EXPOSÉ DES MOTIFS
Mesdames, Messieurs,
Le 13 février 2019, les institutions européennes sont parvenues à un accord interdisant totalement la pêche électrique aux navires de pêche de l'Union européenne dans toutes les eaux qu'ils fréquentent y compris en dehors de l'UE, au 30 juin 2021, reprenant un amendement du groupe Gauche unitaire européenne et Gauche verte nordique adopté par le Parlement européen
Cet accord permet en outre aux États membres d'« interdire ou restreindre » immédiatement cette pratique dans leurs eaux territoriales.
C'est l'objet de cette proposition de loi qui, pour l'essentiel, poursuit le même objectif que la proposition n° 1809 adoptée à l'Assemblée nationale le 9 mai dernier.
En effet, interdire la pêche électrique le plus rapidement possible dans nos eaux territoriales sans attendre l'entrée en vigueur en 2021 de l'interdiction générale en l'Europe est une nécessité absolue tant cette technique est en contradiction frontale avec l'intérêt général et l'impératif d'une gestion responsable de la ressource halieutique pour préserver l'avenir.

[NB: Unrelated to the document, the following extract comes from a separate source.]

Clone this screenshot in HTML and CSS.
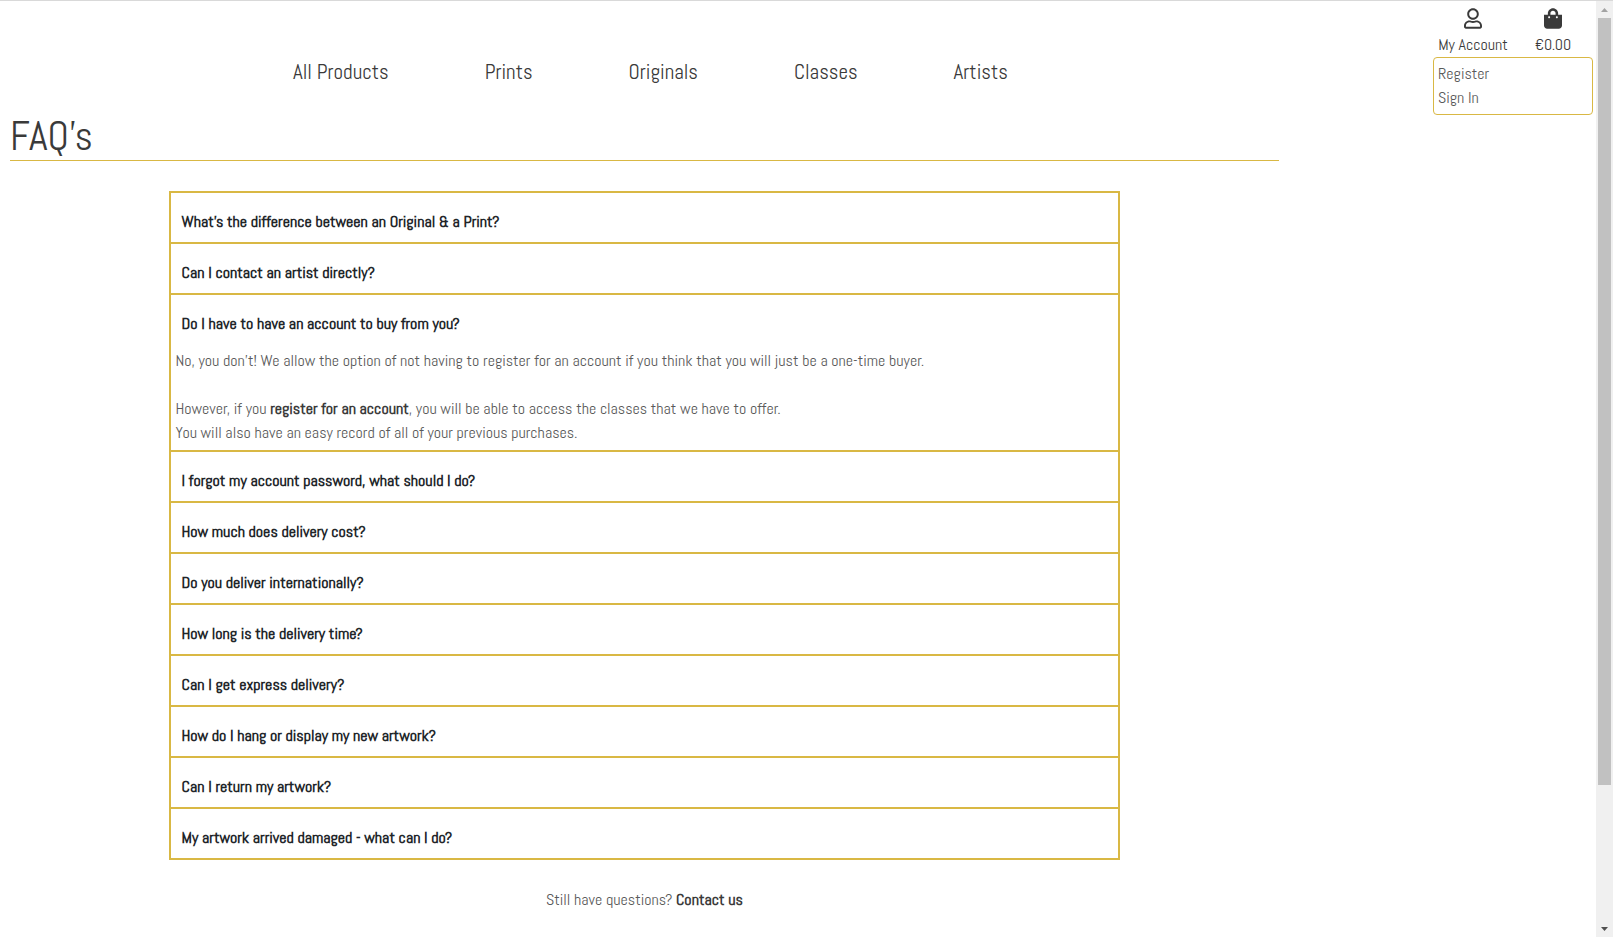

Cette méthode de pêche, qui consiste à envoyer un courant électrique bipolaire afin de faciliter la capture de poissons et de crustacés est interdite dans la plupart des pays de pêche du monde.
Elle était également interdite en Europe jusqu'à ce que la Commission européenne et le Conseil ne décident, dans le seul but de satisfaire un groupe d'intérêt sectoriel : la flotte néerlandaise de chalutiers à perche industriels, de l'autoriser, à titre dérogatoire, à partir de fin 2006 malgré de nombreux avis scientifiques contraires.
Pire tout en connaissant la dangerosité de cette technique et ses impacts profondément destructeurs sur nos écosystèmes, en 2016, la Commission européenne a proposé une nouvelle extension de cette dérogation. Elle envisageait de supprimer le plafond de 5 % et d'intégrer cette mesure dérogatoire en tant que pratique « innovante » dans la proposition de règlement du Parlement européen et du Conseil (n° COM/2016/0134) relatif à la conservation des ressources halieutiques et à la protection des écosystèmes marins par des mesures techniques modifiant d'autres règlements. Il ne s'agissait ni plus ni moins que d'une généralisation de la pêche électrique.
Or, cette technique de pêche peu sélective est dévastatrice d'un point de vue environnemental : pour 100 kg pêchés, 50 à 70 kg sont rejetés en mer. En comparaison, les fileyeurs ne rejettent eux que 6 kg de poissons pour 100 kg pêchés, c'est en ce sens que cette technique participe à la surpêche. Alors qu'aujourd'hui, 33,1 % des stocks de poissons exploités à l'échelle mondiale le sont au-delà de la limite de durabilité biologique, soit trois fois plus qu'en 1974. Selon un rapport de l'IFREMER en date de février 2019, seuls 48 % des stocks de poissons ont été exploités durablement en France métropolitaine en 2018 et 27 % des stocks sont surpêchés.
Enfin, outre cet épuisement des ressources qu'elle génère, la pêche électrique a aussi des conséquences néfastes sur la pêche artisanale. Les pêcheurs artisans sont unanimes quant à la dégradation de leurs zones de pêche et de l'épuisement des ressources halieutiques. Tous dénoncent leur incapacité à maintenir leurs activités.
Dès lors, la survie du secteur de la pêche artisanale exige que l'Europe interdise définitivement cette technique de pêche destructrice en effet comme le rappelle de nombreuses ONG dont BLOOM : « deux ans de transition, c'est bien trop long pour les pêcheurs artisans qui subissent depuis des années déjà la concurrence déloyale des navires industriels pêchant illégalement ».
Cette méthode est donc une illustration de l'Europe libérale qui laisse un à un tous les pans de l'économie se financiariser au détriment de la biodiversité et l'écosystème marin, de l'économie réelle, de l'emploi.
L'adoption d'une gestion durable de nos océans ne peut attendre, d'autant que la pratique de la pêche électrique s'est développée de manière illégale au sein de l'Union européenne. C'est pourquoi, l' article unique de la présente proposition de loi vise à interdire cette pratique jusqu'à la limite de la mer territoriale française, avant le 1 er juillet 2021, date à laquelle l'interdiction totale édictée par le projet de règlement européen du Parlement et du Conseil relatif à la conservation des ressources halieutiques et à la protection des écosystèmes marins, deviendra effective dans toutes les eaux de l'Union européenne.